Faulkner approached Lazenby who handed him his glass and indicated the ships. Ahead lay the low coast, grey-green above its golden strand of sand, and spiked with the spires of distant churches and crossed with the slowly turning sails of windmills. But lying on the grey sea between, many with their main topsails to their masts, were some twenty vessels, mostly men-of-war. Faulkner could see the Commonwealth ensigns and, just as Lazenby had reported, the adapted flag that marked a flag officer flying from the nearest, just herself heaving-to in the grain of the approaching
Phoenix
: Moulton.

Faulkner looked aloft at the horizontal stripes of the Dutch ensign, then ordered a slight alteration of course that would cross Moulton's stern. They were closing fast and the Parliamentary admiral, having brought his vessel to a standstill, would now be hoping that Faulkner would not rake him if he opened fire.
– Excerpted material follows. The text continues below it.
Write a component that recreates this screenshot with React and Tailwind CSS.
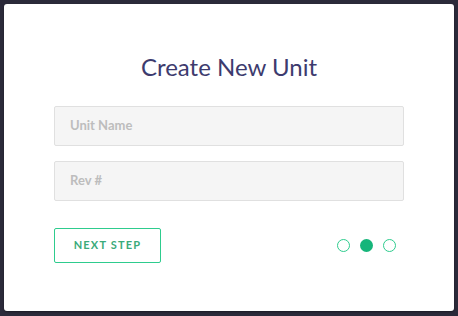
export default function App() {
  return (
    <div className="w-[458px] h-[316px] bg-[#2b2a3a] p-[4px] pb-[5px]" style={{ fontFamily: "Lato, 'Noto Sans', sans-serif" }}>
      <div className="w-[450px] h-[307px] bg-white rounded-[3px] shadow-[0_1px_2px_rgba(0,0,0,0.4)] flex flex-col px-[50px]">
        <h1 className="mt-[45px] text-center text-[24px] leading-[36px] text-[#3d3b6e] font-normal">Create New Unit</h1>
        <div className="mt-[21px] flex flex-col gap-[15px]">
          <div className="h-[40px] bg-[#f5f5f5] border border-[#e0e0e0] rounded-[2px] flex items-center px-[15px] text-[13px] font-bold text-[#bdbdbd]">Unit Name</div>
          <div className="h-[40px] bg-[#f5f5f5] border border-[#e0e0e0] rounded-[2px] flex items-center px-[15px] text-[13px] font-bold text-[#bdbdbd]">Rev #</div>
        </div>
        <div className="mt-[27px] flex items-center justify-between">
          <button className="w-[107px] h-[35px] border border-[#2ecc8e] rounded-[2px] text-[11px] font-bold tracking-[1.2px] text-[#3aaa7a] bg-white">NEXT STEP</button>
          <div className="flex items-center gap-[10px] mr-[8px]">
            <span className="w-[13px] h-[13px] rounded-full border border-[#2ecc8e]" />
            <span className="w-[13px] h-[13px] rounded-full bg-[#16b57a]" />
            <span className="w-[13px] h-[13px] rounded-full border border-[#2ecc8e]" />
          </div>
        </div>
      </div>
    </div>
  );
}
‘The first round is mine,' Faulkner murmured to himself, though with little confidence in the outcome of the bout.

‘Ahoy there! What ship?'

Faulkner ignored the hail. They would see the ship's name soon enough when they read it across the stern but until then . . . He went to the larboard rail and raised his hat as they made to pass across the flagship's stern. Already the men were labouring in the waist, hauling the yards for fear the approaching vessel would open fire into her almost defenceless stern.

‘
Goedmorgen, Meneer
,' he shouted. ‘
Ik ben na een lange zeereis op mijn weg terug van Batavia,
' explaining they had had a long passage from Batavia in the East Indies.

Faulkner's Dutch was crude and rudimentary but good enough to buy him the respite to pass under the flagship's stern and head towards the other ships lying between the
Phoenix
and the shore where the entrance of the Haringvliet lay open to the north of Goeree. Then the shout of recognition as their name was seen was quickly followed by the boom of a gun and the skipping splash of the ricocheting ball passing along their larboard side. But Moulton had left the firing of a broadside too late. Already his ship's yards were swinging her head as she came round in pursuit.

Faulkner kept the Dutch colours hoisted and boldly held his course. It was clear the other ships were uncertain as to what was going on. The firing of a single gun from a flagship could mean anything, usually signifying a signal from the admiral was not being attended to and setting every quarterdeck abuzz with introspection. All they would see was Moulton's flagship swinging in the wake of an incoming Dutchman and, although the
Phoenix
was unmistakably not a Dutch-built ship, the fact that she was carrying full sail and heading confidently for the entrance to the Haringvliet flying Dutch colours was sufficient to inhibit any captain in the Commonwealth ships from using too much initiative.